• Task to complete: State how many lines of the listing below include the word "React". Give only the number.
+++ Exercise input
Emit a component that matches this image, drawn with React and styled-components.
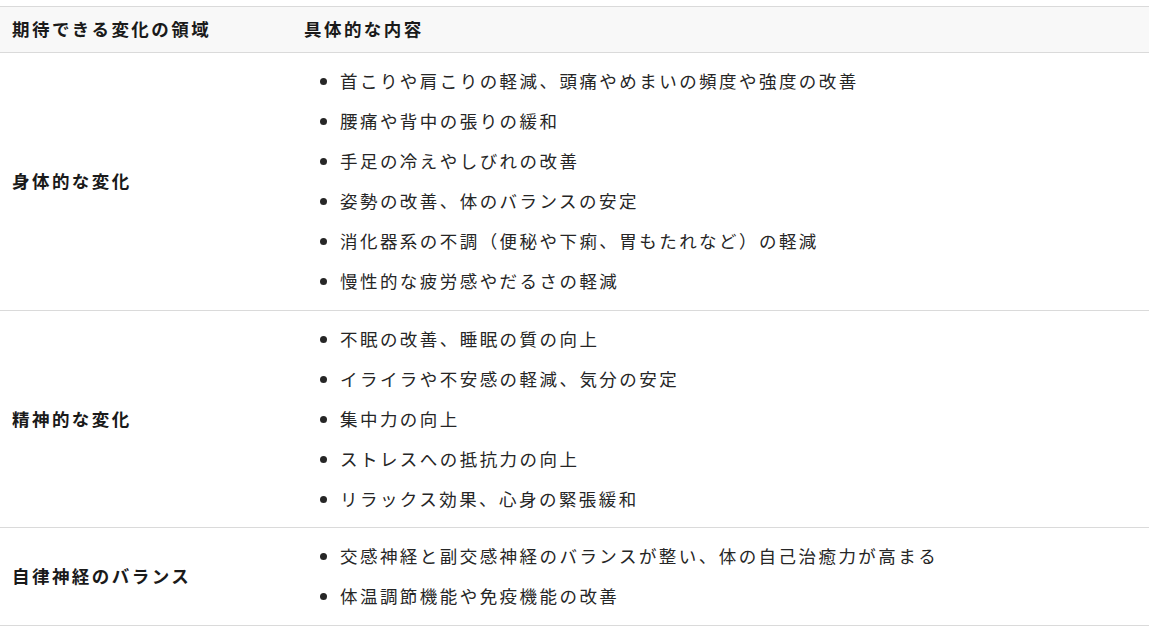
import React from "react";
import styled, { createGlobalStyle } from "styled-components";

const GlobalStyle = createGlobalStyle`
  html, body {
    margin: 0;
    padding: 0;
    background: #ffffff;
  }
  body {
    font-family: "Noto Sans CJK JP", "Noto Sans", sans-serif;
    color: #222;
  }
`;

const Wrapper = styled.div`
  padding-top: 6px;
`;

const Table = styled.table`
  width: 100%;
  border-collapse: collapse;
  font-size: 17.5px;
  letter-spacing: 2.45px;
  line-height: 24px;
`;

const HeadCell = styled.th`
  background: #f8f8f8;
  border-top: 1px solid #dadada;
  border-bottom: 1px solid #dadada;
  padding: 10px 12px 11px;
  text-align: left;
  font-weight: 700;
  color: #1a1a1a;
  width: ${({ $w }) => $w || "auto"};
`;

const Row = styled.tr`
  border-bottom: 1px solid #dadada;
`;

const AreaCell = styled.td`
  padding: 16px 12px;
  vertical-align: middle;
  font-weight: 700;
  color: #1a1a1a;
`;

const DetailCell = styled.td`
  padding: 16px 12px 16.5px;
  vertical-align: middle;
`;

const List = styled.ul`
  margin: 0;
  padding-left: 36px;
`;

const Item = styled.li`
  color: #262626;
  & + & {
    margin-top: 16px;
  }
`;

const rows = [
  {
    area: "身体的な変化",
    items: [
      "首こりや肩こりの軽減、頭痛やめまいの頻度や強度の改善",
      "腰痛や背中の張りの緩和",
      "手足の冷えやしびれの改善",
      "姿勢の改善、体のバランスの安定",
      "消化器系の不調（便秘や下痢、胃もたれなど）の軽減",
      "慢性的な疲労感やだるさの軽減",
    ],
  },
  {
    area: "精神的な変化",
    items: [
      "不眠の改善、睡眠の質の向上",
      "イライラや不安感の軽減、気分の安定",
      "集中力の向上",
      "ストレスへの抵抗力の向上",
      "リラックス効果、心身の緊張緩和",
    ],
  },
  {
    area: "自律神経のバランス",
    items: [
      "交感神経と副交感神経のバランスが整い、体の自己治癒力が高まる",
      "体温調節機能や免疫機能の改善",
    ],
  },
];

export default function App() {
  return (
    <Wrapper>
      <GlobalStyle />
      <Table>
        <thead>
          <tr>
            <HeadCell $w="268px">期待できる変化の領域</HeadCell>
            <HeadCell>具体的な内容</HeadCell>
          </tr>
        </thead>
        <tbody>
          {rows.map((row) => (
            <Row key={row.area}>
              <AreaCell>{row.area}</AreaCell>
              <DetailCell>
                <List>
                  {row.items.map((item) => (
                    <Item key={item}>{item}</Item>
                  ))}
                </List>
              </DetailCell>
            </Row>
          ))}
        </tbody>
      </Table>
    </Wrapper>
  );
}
++++++
+++ Exercise input
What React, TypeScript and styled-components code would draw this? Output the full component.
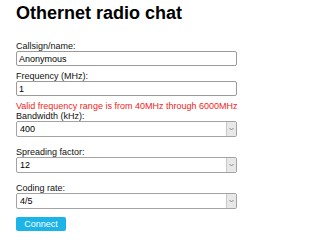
++++++
• Response to the task: 3